GIVEN DATA —
----------------
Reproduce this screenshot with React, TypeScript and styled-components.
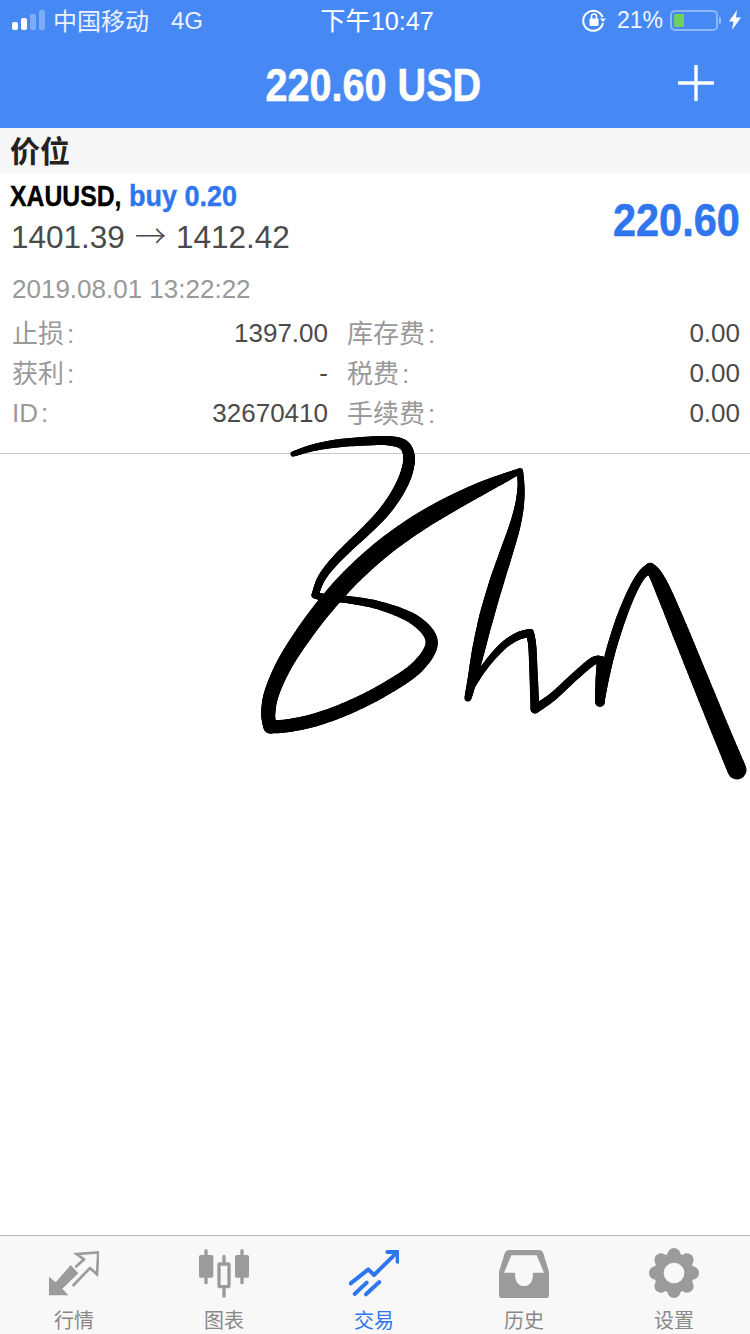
import React from "react";
import styled, { createGlobalStyle } from "styled-components";

const Global = createGlobalStyle`
  html, body { margin: 0; padding: 0; background: #fff; }
  body { font-family: "Liberation Sans", "Noto Sans CJK SC", sans-serif; }
`;
const Page = styled.div`
  position: relative; width: 750px; height: 1334px; overflow: hidden;
  display: flex; flex-direction: column; background: #fff;
`;
const Header = styled.header`
  background: #4689f5; color: #fff; height: 128px; display: flex; flex-direction: column; flex: none;
`;
const StatusBar = styled.div`
  height: 40px; display: grid; grid-template-columns: 1fr auto 1fr; align-items: center;
  padding: 0 9px 0 12px; font-size: 24px; box-sizing: border-box;
`;
const StatusLeft = styled.div`display: flex; align-items: center; gap: 8px; color: #eaf2ff;`;
const StatusRight = styled.div`display: flex; align-items: center; justify-content: flex-end; color: #f2f6ff;`;
const Time = styled.div`margin-right: -1px; font-size: 25.2px; padding-bottom: 2px;`;
const Signal = styled.div`display: flex; align-items: flex-end; gap: 3px; height: 20px;`;
const Bar = styled.i<{ $h: number; $on?: boolean }>`
  display: block; width: 6px; height: ${p => p.$h}px; border-radius: 2px;
  background: ${p => (p.$on ? "#fff" : "rgba(255,255,255,.3)")};
`;
const Carrier = styled.span`margin-right: 14px; padding-bottom: 1px;`;
const NetworkType = styled.span`padding-top: 2px;`;
const Percent = styled.span`font-size: 23px; margin: 0 8px 0 11px; padding-top: 1px;`;
const Battery = styled.div`
  width: 48px; height: 21px; border: 2px solid rgba(255,255,255,.4); border-radius: 5px;
  box-sizing: border-box; padding: 2px; position: relative; margin: 0 11px 0 -1px;
  &::after { content: ""; position: absolute; right: -5px; top: 5px; width: 2px; height: 7px; background: rgba(255,255,255,.45); border-radius: 0 2px 2px 0; }
`;
const BatteryFill = styled.div`width: 10px; height: 100%; background: #6fd15b; border-radius: 1px;`;
const NavBar = styled.div`
  flex: 1; display: flex; align-items: center; justify-content: center; position: relative; padding: 2px 4px 0 0;
`;
const Title = styled.div`
  font-size: 46px; font-weight: 700; transform: scaleX(.861); white-space: nowrap; -webkit-text-stroke: .6px #fff;
`;
const PlusIcon = styled.svg`position: absolute; right: 36px; top: 25px;`;
const SectionBar = styled.div`
  height: 45px; flex: none; background: #f6f6f6; display: flex; align-items: center; padding: 0 0 4px 10px;
  box-sizing: border-box; font-size: 30px; font-weight: 700; color: #222;
`;
const Position = styled.section`
  height: 281px; flex: none; box-sizing: border-box; border-bottom: 1px solid #c9c9c9; padding: 0 10px 0 12px;
  display: flex; flex-direction: column;
`;
const Top = styled.div`display: flex; justify-content: space-between;`;
const SymbolLine = styled.div`
  font-size: 30px; font-weight: 700; height: 44px; line-height: 45px; margin-left: -2px; white-space: nowrap;
  -webkit-text-stroke: .4px currentColor;
`;
const SymbolName = styled.span`
  display: inline-block; color: #000; transform: scaleX(.825); transform-origin: left center; margin-right: -24px;
`;
const Buy = styled.span`
  display: inline-block; color: #2f76ee; transform: scaleX(.9); transform-origin: left center;
`;
const Prices = styled.div`font-size: 31.5px; color: #4a4a4a; height: 40px; line-height: 40px; margin-left: -1px; white-space: nowrap;`;
const Arrow = styled.span`font-family: "Noto Sans CJK SC", sans-serif; font-weight: 300; line-height: 1; margin: 0 1px;`;
const Profit = styled.div`
  font-size: 46px; font-weight: 700; color: #2f76ee; transform: scaleX(.9); transform-origin: right center;
  line-height: 50px; margin-top: 22px; -webkit-text-stroke: .6px #2f76ee;
`;
const DateText = styled.div`font-size: 26px; color: #999; margin-top: 12px; height: 40px; line-height: 40px;`;
const Grid = styled.div`
  display: grid; grid-template-columns: 316px 1fr; grid-auto-rows: 40px; margin-top: 4px; align-items: center;
`;
const Pair = styled.div<{ $right?: boolean }>`
  display: flex; justify-content: space-between; align-items: center; font-size: 26px;
  ${p => (p.$right ? "margin-left: 19px;" : "")}
`;
const Label = styled.span<{ $latin?: boolean }>`
  color: #999; padding-bottom: ${p => (p.$latin ? 0 : 4)}px;
`;
const Colon = styled.span`margin-left: 3px;`;
const Value = styled.span`color: #4a4a4a;`;
const Spacer = styled.div`flex: 1;`;
const TabBar = styled.nav`
  height: 99px; flex: none; box-sizing: border-box; border-top: 1px solid #b4b4b4; background: #f8f8f8;
  display: grid; grid-template-columns: repeat(5, 150px); padding-top: 12px;
`;
const Tab = styled.div<{ $active?: boolean }>`
  display: flex; flex-direction: column; align-items: center; font-size: 20px; line-height: 24px; padding-right: 2px;
  color: ${p => (p.$active ? "#2f76ee" : "#888")};
`;
const TabIcon = styled.svg`display: block; width: 50px; height: 50px; margin-bottom: 11px;`;
const Signature = styled.svg`position: absolute; left: 0; top: 0; pointer-events: none;`;

type P = [number, number, number];
const strokes: P[][] = [
  [[293,454,5],[312,447,7],[335,443,8],[365,441,9],[392,440,9],[406,442,10],[411,456,12],[408,473,12],[398,493,12],[385,513,11],[366,531,10],[350,545,9],[332,564,9],[319,578,8],[315,595,7]],
  [[315,595,7],[322,599,7],[345,598,7],[383,604,8],[417,619,11],[445,640,12],[420,669,13],[383,691,13],[350,708,13],[317,721,13],[285,727,13],[270,727,13]],
  [[270,727,13],[267,715,14],[269,697,15],[282,663,16],[307,630,17],[327,602,18],[350,577,18],[383,546,18],[417,523,18],[450,504,17],[483,487,14],[507,477,9],[520,471,5]],
  [[520,471,6],[522,485,6],[520,505,9],[516,525,11],[507,550,13],[496,583,15],[486,617,15],[478,650,14],[472,683,9],[468,698,7]],
  [[469,692,5],[482,667,7],[505,642,7],[518,635,8],[530,633,8]],
  [[530,633,8],[533,640,8],[533,670,8],[535,709,9]],
  [[535,709,9],[550,702,8],[577,673,8],[597,656,8],[601,660,8]],
  [[601,660,8],[600,680,10],[600,702,10]],
  [[600,702,9],[604,680,9],[610,650,10],[621,617,10],[633,588,9],[642,572,8],[650,568,10]],
  [[650,568,10],[656,574,13],[662,587,16],[680,631,17],[700,680,18],[718,725,18],[737,770,19]],
];

function smooth(points: P[], times: number): P[] {
  let cur = points;
  for (let n = 0; n < times; n++) {
    cur = cur.map((p, i) => {
      if (i === 0 || i === cur.length - 1) return p;
      const a = cur[i - 1], b = cur[i + 1];
      return [
        a[0] * 0.25 + p[0] * 0.5 + b[0] * 0.25,
        a[1] * 0.25 + p[1] * 0.5 + b[1] * 0.25,
        a[2] * 0.25 + p[2] * 0.5 + b[2] * 0.25,
      ] as P;
    });
  }
  return cur;
}

function segments(input: P[]) {
  const points = smooth(input, 1);
  const out: { x1: number; y1: number; x2: number; y2: number; w: number }[] = [];
  const n = 10;
  for (let i = 0; i < points.length - 1; i++) {
    const p0 = points[Math.max(i - 1, 0)], p1 = points[i], p2 = points[i + 1], p3 = points[Math.min(i + 2, points.length - 1)];
    let px = p1[0], py = p1[1];
    for (let k = 1; k <= n; k++) {
      const t = k / n, t2 = t * t, t3 = t2 * t;
      const f = (a: number, b: number, c: number, d: number) =>
        0.5 * (2 * b + (c - a) * t + (2 * a - 5 * b + 4 * c - d) * t2 + (3 * b - a - 3 * c + d) * t3);
      const x = f(p0[0], p1[0], p2[0], p3[0]), y = f(p0[1], p1[1], p2[1], p3[1]);
      out.push({ x1: px, y1: py, x2: x, y2: y, w: p1[2] + (p2[2] - p1[2]) * t });
      px = x; py = y;
    }
  }
  return out;
}

const gray = "#9b9b9b";
const blue = "#2f76ee";

const MarketIcon = () => (
  <TabIcon viewBox="147 54 150 150">
    <path fill={gray} d="M147 140L147 196L205 196L187 176L235 130L212 105L167 157Z" />
    <path fill="none" stroke={gray} strokeWidth="8" d="M226 112L252 88L230 72L295 67L291 133L270 114L218 168" />
  </TabIcon>
);
const ChartIcon = () => (
  <TabIcon viewBox="597 54 150 150">
    <g fill={gray}>
      <rect x="613" y="58" width="10" height="105" rx="4" />
      <rect x="597" y="75" width="43" height="68" rx="5" />
      <rect x="721" y="58" width="10" height="105" rx="4" />
      <rect x="705" y="75" width="42" height="68" rx="5" />
      <rect x="667" y="75" width="10" height="128" rx="4" />
    </g>
    <rect x="657" y="102" width="30" height="68" rx="2" fill="#f8f8f8" stroke={gray} strokeWidth="10" />
  </TabIcon>
);
const TradeIcon = () => (
  <TabIcon viewBox="147 54 150 150">
    <g fill="none" stroke={blue} strokeWidth="12" strokeLinecap="round" strokeLinejoin="round">
      <path d="M152 160L205 118L222 135L288 70" />
      <path d="M262 66L293 66L293 95" />
      <path d="M164 192L200 158" />
      <path d="M198 193L238 156" />
    </g>
  </TabIcon>
);
const HistoryIcon = () => (
  <TabIcon viewBox="597 54 150 150">
    <path fill={gray} fillRule="evenodd" d="M628 60H716Q726 60 730 70L747 125V195Q747 205 737 205H607Q597 205 597 195V125L614 70Q618 60 628 60ZM634 76L612 128H645Q645 168 672 168Q699 168 699 128H732L710 76Z" />
  </TabIcon>
);
const SettingsIcon = () => (
  <TabIcon viewBox="0 0 150 150">
    <g fill={gray}>
      <circle cx="75" cy="75" r="60" />
      {[0, 45, 90, 135, 180, 225, 270, 315].map(a => (
        <circle key={a} cx={75 + 55 * Math.cos((a * Math.PI) / 180)} cy={75 + 55 * Math.sin((a * Math.PI) / 180)} r="20" />
      ))}
    </g>
    <circle cx="75" cy="75" r="31" fill="#f8f8f8" />
  </TabIcon>
);

const rows: [[string, string], [string, string]][] = [
  [["止损", "1397.00"], ["库存费", "0.00"]],
  [["获利", "-"], ["税费", "0.00"]],
  [["ID", "32670410"], ["手续费", "0.00"]],
];
const tabs = [
  { label: "行情", icon: <MarketIcon /> },
  { label: "图表", icon: <ChartIcon /> },
  { label: "交易", icon: <TradeIcon />, active: true },
  { label: "历史", icon: <HistoryIcon /> },
  { label: "设置", icon: <SettingsIcon /> },
];

export default function App() {
  return (
    <Page>
      <Global />
      <Header>
        <StatusBar>
          <StatusLeft>
            <Signal>
              <Bar $h={8} $on /><Bar $h={12} $on /><Bar $h={16} /><Bar $h={20} />
            </Signal>
            <Carrier>中国移动</Carrier>
            <NetworkType>4G</NetworkType>
          </StatusLeft>
          <Time>下午10:47</Time>
          <StatusRight>
            <svg width="24" height="24" viewBox="0 0 24 24" fill="none">
              <path d="M20.5 9A10 10 0 1 0 21 15" stroke="#fff" strokeWidth="2" />
              <path d="M18 10.5h6l-3 3.5z" fill="#fff" />
              <rect x="7.5" y="10.5" width="9" height="7.5" rx="1" fill="#fff" />
              <path d="M9.5 11V8.5a2.5 2.5 0 0 1 5 0V11" stroke="#fff" strokeWidth="1.6" />
            </svg>
            <Percent>21%</Percent>
            <Battery><BatteryFill /></Battery>
            <svg width="12" height="20" viewBox="0 0 12 20"><path d="M8 0L0 11.5H4.5L3 20L12 7.5H7Z" fill="#fff" /></svg>
          </StatusRight>
        </StatusBar>
        <NavBar>
          <Title>220.60 USD</Title>
          <PlusIcon width="36" height="36" viewBox="0 0 36 36">
            <path d="M18 0V36M0 18H36" stroke="#fff" strokeWidth="3.4" />
          </PlusIcon>
        </NavBar>
      </Header>
      <SectionBar>价位</SectionBar>
      <Position>
        <Top>
          <div>
            <SymbolLine><SymbolName>XAUUSD,</SymbolName> <Buy>buy 0.20</Buy></SymbolLine>
            <Prices>1401.39 <Arrow>→</Arrow> 1412.42</Prices>
          </div>
          <Profit>220.60</Profit>
        </Top>
        <DateText>2019.08.01 13:22:22</DateText>
        <Grid>
          {rows.map(([l, r]) => (
            <React.Fragment key={l[0]}>
              <Pair><Label $latin={l[0] === "ID"}>{l[0]}<Colon>:</Colon></Label><Value>{l[1]}</Value></Pair>
              <Pair $right><Label>{r[0]}<Colon>:</Colon></Label><Value>{r[1]}</Value></Pair>
            </React.Fragment>
          ))}
        </Grid>
      </Position>
      <Spacer />
      <TabBar>
        {tabs.map(t => (
          <Tab key={t.label} $active={t.active}>{t.icon}{t.label}</Tab>
        ))}
      </TabBar>
      <Signature width="750" height="1334" viewBox="0 0 750 1334">
        <g stroke="#000" strokeLinecap="round" fill="none">
          {strokes.flatMap((s, i) =>
            segments(s).map((g, j) => (
              <line key={`${i}-${j}`} x1={g.x1} y1={g.y1} x2={g.x2} y2={g.y2} strokeWidth={g.w} />
            ))
          )}
        </g>
      </Signature>
    </Page>
  );
}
----------------
TASK REQUIREMENTS — Filter the data for the string "React" and copy every line that has it.

EXPECTED OUTPUT —
Reproduce this screenshot with React, TypeScript and styled-components.
import React from "react";
            <React.Fragment key={l[0]}>
            </React.Fragment>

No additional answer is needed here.